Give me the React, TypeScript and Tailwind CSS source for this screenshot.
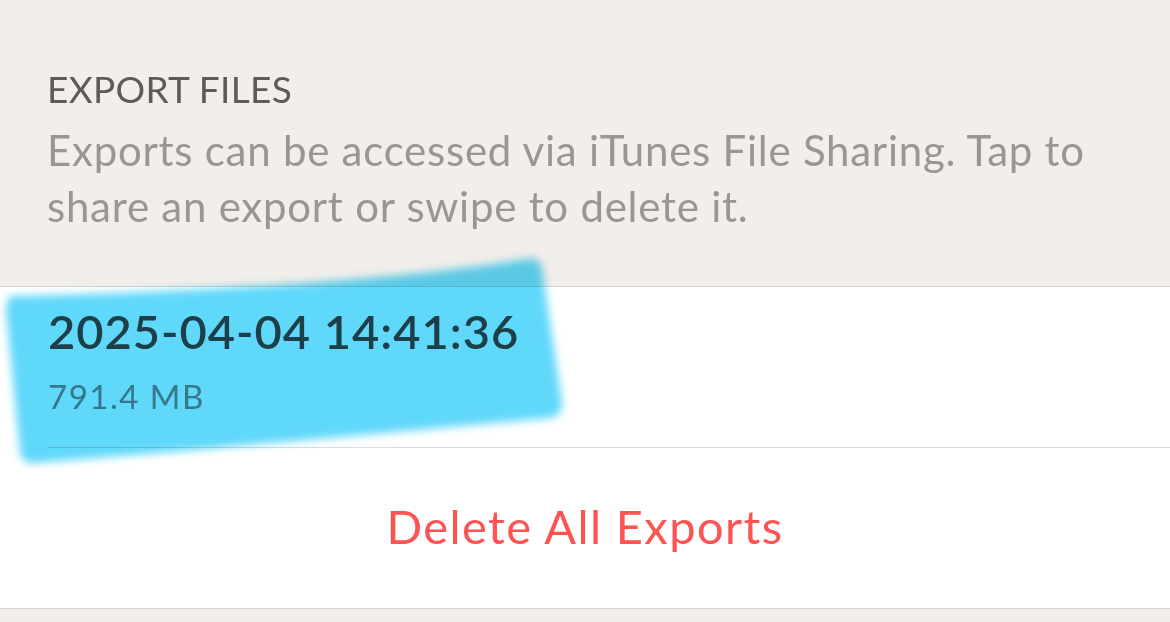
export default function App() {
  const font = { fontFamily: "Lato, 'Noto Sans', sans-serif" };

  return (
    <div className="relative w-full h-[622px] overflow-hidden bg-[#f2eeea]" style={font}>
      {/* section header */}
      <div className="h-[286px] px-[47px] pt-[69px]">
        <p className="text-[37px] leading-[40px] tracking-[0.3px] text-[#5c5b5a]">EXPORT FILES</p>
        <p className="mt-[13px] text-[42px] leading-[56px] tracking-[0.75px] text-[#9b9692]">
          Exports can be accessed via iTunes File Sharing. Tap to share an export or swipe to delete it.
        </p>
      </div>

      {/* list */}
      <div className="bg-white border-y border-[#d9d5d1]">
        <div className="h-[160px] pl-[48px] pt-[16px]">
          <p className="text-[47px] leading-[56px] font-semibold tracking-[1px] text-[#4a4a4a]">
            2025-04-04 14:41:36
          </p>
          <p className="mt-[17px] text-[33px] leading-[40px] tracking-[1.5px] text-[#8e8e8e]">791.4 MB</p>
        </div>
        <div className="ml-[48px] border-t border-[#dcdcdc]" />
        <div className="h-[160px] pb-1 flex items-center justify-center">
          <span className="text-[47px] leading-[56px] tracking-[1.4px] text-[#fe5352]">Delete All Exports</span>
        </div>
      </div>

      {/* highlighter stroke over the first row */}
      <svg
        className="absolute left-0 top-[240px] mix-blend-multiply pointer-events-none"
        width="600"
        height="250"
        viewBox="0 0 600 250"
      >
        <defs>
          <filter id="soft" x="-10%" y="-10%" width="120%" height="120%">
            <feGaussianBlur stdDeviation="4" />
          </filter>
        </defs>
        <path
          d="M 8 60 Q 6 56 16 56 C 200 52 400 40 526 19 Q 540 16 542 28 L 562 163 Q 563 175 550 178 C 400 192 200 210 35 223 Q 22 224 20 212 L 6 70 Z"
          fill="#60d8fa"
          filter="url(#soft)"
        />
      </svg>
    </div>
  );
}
┄┄┄┄┄┄┄┄┄┄┄┄┄┄┄┄┄┄┄┄
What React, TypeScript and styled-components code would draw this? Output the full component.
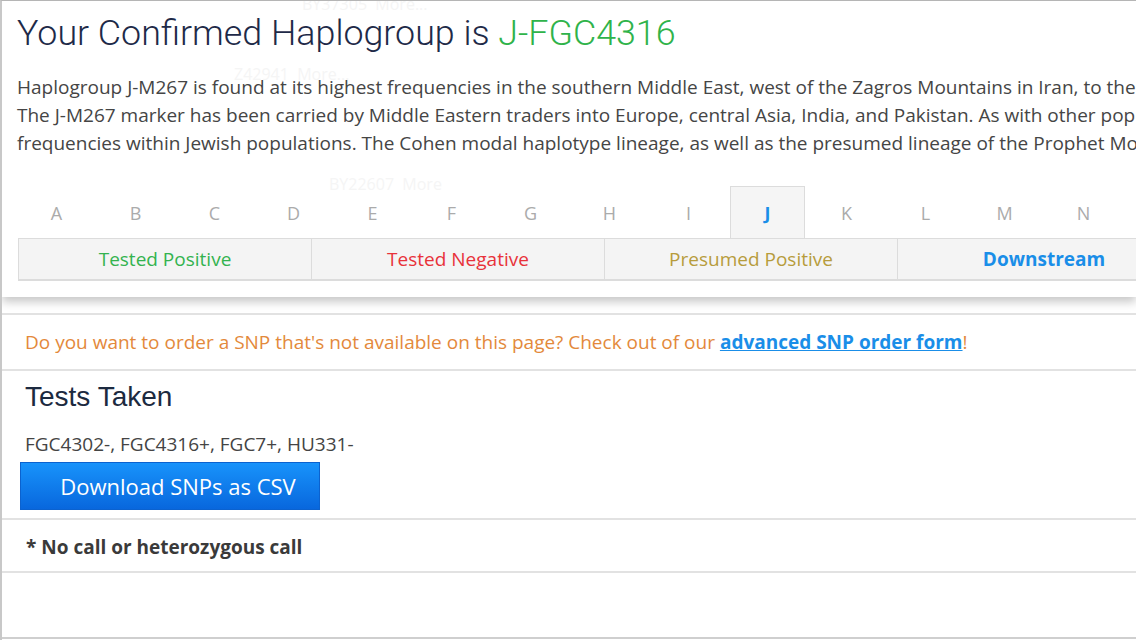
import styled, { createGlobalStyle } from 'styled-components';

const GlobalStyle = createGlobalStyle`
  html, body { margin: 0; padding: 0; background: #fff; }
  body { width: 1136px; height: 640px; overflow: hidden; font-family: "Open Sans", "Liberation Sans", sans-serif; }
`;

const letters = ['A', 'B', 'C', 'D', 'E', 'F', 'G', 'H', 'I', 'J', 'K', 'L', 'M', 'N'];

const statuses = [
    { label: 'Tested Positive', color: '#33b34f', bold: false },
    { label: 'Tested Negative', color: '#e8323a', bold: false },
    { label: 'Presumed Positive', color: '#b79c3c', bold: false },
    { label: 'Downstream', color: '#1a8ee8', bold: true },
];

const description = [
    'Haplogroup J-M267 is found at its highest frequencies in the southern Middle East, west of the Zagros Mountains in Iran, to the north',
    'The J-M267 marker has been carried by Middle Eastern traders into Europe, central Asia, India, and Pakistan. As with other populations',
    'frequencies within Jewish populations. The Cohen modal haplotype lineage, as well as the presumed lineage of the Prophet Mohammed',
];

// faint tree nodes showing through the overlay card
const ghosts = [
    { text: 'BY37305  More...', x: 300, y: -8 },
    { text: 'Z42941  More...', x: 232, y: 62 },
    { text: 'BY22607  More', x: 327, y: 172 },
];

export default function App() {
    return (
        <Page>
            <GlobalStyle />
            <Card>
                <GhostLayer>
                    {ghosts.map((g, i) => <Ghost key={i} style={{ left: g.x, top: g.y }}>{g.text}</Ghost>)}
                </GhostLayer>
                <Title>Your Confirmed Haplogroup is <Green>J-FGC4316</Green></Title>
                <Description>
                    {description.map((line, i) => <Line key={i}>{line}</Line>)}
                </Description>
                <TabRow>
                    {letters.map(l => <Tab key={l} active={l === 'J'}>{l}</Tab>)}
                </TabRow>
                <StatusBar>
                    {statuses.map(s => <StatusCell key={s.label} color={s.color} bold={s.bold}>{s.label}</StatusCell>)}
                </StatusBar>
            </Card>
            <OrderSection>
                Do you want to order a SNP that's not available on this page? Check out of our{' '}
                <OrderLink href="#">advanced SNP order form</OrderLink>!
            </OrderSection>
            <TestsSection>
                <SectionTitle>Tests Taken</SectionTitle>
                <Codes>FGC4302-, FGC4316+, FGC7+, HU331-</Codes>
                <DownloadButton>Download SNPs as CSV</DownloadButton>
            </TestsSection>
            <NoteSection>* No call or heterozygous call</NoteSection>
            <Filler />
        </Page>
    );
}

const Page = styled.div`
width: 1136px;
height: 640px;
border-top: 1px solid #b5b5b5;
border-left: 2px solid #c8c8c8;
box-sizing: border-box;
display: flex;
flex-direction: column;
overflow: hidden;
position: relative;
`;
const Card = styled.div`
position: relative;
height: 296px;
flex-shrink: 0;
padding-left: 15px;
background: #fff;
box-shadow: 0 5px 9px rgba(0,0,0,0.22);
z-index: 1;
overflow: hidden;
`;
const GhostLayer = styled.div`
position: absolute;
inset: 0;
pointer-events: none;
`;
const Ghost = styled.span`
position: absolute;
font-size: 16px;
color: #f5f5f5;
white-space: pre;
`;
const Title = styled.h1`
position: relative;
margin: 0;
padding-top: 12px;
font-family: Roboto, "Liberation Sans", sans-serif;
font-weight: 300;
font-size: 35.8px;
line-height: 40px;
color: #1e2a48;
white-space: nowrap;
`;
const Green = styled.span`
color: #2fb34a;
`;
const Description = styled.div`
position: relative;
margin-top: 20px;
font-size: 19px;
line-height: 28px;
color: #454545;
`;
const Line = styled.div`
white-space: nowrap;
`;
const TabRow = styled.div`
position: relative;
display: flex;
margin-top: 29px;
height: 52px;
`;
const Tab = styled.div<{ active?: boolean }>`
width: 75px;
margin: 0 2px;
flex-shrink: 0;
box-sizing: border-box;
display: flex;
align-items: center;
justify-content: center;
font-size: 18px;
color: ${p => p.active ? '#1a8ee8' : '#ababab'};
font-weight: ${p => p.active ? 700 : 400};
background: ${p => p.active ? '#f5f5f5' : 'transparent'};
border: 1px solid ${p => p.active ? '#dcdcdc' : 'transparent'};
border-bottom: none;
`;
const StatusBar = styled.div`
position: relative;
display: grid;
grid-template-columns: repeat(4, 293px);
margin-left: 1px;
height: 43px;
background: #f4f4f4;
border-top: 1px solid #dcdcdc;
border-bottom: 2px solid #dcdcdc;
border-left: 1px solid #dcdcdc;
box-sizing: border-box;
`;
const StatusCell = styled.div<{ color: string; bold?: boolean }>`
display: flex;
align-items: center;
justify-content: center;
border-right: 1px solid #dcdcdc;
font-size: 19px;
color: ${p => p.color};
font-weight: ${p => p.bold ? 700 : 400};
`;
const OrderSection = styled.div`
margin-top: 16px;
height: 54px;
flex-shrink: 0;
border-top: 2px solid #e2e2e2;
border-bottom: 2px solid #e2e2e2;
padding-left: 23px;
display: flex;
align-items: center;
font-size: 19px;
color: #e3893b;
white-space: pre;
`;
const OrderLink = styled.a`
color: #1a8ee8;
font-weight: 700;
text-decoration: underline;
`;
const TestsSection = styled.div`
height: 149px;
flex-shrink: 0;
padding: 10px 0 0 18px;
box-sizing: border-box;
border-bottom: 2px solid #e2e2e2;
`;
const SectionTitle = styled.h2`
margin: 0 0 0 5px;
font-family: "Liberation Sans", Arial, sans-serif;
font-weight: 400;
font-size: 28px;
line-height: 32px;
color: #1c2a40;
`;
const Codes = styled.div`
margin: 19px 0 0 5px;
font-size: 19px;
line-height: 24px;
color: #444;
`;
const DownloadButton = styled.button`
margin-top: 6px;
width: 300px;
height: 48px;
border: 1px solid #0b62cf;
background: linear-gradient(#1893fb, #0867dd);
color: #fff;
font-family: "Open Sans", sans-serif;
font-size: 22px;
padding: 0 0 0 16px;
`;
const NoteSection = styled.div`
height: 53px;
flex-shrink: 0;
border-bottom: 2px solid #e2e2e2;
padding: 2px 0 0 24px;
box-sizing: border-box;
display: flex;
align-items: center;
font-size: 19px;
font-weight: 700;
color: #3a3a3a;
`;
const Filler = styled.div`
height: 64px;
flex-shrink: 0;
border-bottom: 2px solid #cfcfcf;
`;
┄┄┄┄┄┄┄┄┄┄┄┄┄┄┄┄┄┄┄┄
Select the lines in this material that hold the word "React", leaving none out.

Give me the React, TypeScript and Tailwind CSS source for this screenshot.
What React, TypeScript and styled-components code would draw this? Output the full component.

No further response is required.